9 IDEOLOGICAL INTRANSIGENCE OR A REALISTIC RELATIONSHIP
Some high profile Indigenous Australians oppose The Voice, the most
prominent being CLP Senator Jacinta Yangapi Nampijinpa Price, former
Liberal candidate Nyunggai Warren Mundine and Greens Senator Lidia Thorpe.

Such exercise of free choice is expected of non-indigenous Australians, but
considered problematic if replicated by Indigenous Australians. For example,
non-indigenous Australians who don’t support The Voice cite its lack of
unanimous support among Indigenous Australians as a reason to continue
with business as usual and oppose it.

Yet when the Federal National Party announced its opposition to The Voice,
it exposed the lack of unanimity within its own ranks. It unveiled a fault line
between ideological intransigence and recognition of the need for a
realistic relationship with Indigenous Australians.

The push back from within its own party room and State Divisions of the party
affirms Noel Pearson’s account of gaining the widespread support of
National Party members for The Voice throughout Australia.

What, then, accounts for the federal party’s surprising move?

To return to my question about Price on the first page of this series of posts:
Is she “a majority of one” or “the exception that proves the rule”?

10 HOW CAN WE KNOW
On the second page I said: There are two ways of being a majority of one:
the way of integrity and the way of egotism.

The way of integrity as coined by David Thoreau:
“… any man more right than his neighbours constitutes a majority of one”;
and for Andrew Jackson: “One man with courage makes a majority of one.”

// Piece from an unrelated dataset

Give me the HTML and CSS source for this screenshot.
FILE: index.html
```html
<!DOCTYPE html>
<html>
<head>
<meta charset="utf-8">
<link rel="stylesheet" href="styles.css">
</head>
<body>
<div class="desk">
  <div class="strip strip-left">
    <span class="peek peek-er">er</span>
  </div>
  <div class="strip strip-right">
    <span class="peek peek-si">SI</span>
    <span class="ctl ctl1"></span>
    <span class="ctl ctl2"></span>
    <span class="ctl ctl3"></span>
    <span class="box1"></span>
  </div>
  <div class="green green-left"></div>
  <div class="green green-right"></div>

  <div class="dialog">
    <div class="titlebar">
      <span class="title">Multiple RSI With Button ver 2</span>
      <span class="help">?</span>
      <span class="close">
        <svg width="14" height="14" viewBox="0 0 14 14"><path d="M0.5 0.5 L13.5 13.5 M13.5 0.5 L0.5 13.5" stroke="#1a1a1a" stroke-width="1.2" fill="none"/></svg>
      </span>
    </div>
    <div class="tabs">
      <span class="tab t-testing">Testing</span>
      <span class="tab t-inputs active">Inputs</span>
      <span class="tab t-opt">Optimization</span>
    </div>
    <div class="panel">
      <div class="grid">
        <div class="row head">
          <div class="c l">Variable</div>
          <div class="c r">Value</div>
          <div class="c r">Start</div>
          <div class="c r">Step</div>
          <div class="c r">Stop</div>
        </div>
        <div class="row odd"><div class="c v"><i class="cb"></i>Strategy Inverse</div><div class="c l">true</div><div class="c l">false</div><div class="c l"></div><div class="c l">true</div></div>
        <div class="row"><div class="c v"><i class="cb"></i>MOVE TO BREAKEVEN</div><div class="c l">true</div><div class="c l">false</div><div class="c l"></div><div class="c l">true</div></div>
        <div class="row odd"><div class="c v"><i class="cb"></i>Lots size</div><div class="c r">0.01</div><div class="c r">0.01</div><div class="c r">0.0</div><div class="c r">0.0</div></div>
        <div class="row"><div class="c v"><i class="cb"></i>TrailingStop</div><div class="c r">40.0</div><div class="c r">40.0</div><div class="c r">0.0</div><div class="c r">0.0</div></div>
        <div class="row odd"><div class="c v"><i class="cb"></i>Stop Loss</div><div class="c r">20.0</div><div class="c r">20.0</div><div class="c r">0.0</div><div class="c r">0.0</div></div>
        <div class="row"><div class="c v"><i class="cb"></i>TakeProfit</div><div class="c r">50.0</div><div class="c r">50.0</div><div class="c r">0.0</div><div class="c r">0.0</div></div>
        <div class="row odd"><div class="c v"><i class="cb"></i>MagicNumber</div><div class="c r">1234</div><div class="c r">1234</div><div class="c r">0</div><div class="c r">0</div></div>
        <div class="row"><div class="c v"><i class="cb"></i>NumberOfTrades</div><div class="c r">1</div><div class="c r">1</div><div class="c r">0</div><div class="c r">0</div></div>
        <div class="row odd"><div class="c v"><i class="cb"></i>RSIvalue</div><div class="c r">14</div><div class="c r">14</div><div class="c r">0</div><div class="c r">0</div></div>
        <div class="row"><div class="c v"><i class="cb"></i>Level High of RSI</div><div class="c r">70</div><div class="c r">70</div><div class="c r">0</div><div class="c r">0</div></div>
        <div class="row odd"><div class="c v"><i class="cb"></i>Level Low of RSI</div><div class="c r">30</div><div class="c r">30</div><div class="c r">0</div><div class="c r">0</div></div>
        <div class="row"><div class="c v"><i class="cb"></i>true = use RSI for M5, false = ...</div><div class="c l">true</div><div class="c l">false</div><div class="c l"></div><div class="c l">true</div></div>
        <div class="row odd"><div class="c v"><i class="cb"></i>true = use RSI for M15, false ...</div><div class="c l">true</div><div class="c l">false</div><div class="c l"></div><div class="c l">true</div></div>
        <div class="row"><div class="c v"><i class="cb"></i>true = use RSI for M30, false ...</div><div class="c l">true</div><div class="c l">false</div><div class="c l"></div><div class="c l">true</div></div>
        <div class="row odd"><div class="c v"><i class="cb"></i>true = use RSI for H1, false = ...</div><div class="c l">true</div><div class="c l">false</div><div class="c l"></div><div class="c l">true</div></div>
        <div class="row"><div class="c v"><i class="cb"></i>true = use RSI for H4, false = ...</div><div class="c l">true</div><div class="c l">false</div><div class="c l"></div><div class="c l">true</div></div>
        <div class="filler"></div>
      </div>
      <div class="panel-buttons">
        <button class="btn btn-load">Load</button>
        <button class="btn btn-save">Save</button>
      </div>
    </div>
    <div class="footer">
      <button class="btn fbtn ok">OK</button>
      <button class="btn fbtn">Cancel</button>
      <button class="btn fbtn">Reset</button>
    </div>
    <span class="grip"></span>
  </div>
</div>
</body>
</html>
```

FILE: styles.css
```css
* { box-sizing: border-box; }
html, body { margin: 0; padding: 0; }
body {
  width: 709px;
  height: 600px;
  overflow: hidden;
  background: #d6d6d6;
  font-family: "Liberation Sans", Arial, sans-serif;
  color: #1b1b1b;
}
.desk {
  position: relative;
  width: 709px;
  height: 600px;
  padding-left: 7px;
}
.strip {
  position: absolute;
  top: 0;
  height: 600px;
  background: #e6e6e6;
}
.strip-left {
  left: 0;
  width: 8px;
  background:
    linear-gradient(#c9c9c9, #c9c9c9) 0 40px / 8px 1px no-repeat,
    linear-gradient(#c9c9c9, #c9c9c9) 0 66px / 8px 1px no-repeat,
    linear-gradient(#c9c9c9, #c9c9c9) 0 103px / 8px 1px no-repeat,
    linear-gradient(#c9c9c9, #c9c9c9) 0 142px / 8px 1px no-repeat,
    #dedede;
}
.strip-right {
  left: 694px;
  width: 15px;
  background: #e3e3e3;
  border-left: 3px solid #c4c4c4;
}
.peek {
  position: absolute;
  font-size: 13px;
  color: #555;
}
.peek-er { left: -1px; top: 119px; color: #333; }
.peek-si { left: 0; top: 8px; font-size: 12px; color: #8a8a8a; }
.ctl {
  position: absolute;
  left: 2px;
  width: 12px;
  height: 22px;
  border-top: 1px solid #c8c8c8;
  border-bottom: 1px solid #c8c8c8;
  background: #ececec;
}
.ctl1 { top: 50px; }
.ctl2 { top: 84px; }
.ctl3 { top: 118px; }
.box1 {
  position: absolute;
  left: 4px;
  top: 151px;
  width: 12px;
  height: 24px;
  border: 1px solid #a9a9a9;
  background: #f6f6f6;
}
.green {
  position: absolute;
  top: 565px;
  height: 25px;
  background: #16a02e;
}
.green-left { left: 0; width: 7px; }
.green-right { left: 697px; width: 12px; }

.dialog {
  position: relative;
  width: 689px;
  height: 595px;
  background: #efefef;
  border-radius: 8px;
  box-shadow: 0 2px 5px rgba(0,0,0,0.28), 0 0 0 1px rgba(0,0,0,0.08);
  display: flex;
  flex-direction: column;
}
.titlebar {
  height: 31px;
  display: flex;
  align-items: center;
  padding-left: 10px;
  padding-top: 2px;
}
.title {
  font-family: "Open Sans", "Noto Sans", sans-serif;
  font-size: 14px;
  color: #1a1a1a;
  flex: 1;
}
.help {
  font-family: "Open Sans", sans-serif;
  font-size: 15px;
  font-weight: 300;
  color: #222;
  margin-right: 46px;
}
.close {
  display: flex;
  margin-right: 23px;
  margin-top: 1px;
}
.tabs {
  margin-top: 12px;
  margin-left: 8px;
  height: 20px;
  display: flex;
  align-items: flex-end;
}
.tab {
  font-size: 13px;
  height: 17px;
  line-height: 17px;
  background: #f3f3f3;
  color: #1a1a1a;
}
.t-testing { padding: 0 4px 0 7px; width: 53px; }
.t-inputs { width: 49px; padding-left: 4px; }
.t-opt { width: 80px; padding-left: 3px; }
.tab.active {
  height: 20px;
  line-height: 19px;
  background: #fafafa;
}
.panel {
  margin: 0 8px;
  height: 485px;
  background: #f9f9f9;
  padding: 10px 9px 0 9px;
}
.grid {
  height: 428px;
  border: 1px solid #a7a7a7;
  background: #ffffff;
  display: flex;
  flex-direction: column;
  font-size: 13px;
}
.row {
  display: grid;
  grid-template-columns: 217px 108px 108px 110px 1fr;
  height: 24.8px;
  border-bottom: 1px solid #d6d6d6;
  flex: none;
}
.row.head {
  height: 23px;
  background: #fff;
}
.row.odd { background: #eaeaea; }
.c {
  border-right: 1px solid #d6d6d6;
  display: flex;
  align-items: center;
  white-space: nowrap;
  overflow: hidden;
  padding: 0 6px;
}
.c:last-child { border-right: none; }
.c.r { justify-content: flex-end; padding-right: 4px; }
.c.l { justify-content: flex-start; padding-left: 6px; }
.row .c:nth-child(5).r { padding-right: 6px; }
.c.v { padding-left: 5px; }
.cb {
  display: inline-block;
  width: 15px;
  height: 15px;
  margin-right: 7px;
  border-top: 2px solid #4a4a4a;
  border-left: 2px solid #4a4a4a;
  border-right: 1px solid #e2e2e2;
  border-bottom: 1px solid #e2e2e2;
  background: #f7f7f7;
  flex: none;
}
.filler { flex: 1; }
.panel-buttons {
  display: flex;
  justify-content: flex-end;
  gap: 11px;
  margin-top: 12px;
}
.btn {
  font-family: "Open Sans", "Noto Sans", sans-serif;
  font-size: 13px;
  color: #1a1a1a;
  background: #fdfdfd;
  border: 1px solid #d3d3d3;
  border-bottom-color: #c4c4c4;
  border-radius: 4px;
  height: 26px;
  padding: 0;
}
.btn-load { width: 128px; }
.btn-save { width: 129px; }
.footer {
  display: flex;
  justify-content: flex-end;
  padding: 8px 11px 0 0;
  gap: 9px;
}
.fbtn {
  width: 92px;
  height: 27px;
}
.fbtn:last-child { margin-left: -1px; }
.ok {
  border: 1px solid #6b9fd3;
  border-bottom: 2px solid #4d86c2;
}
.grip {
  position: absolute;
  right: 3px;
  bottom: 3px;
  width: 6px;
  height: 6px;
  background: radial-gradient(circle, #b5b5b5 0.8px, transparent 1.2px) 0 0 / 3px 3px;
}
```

The way of egotism manifests in someone feeling entitled to assert, and,
if possible, impose himself in ways that, though welcomed at first, become
intrusive, irritating to others and illegitimate. Such a person comes to be
regarded not just as presumptuous but as unduly influential; requiring
courage and endurance on the part of others to put one man of abundant
gall in his place.

Or woman.

As I asked earlier: How can we know what we are seeing
when someone flies in the face of what we think we know to be true?

Is Price more right than the likes of Marcia Langton, Tom Calma, Megan Davis,
Noel Pearson, Pat Anderson, Mick Gooda, Jackie Huggins, Lowitja O’Donoghue,
June Oscar, Marion Scrymgour and Pat Turner, to name those who spring
immediately to mind?

Is Price being courageous by channelling the Colonial Project in opposition
to the orthodoxy of Indigenous Self Determination?

Or is she the cherry picked black with views that ‘legitimise’ the ideologues’
preferred position on matters indigenous, who has outmanoeuvred any
expectation on their part of being able to control her?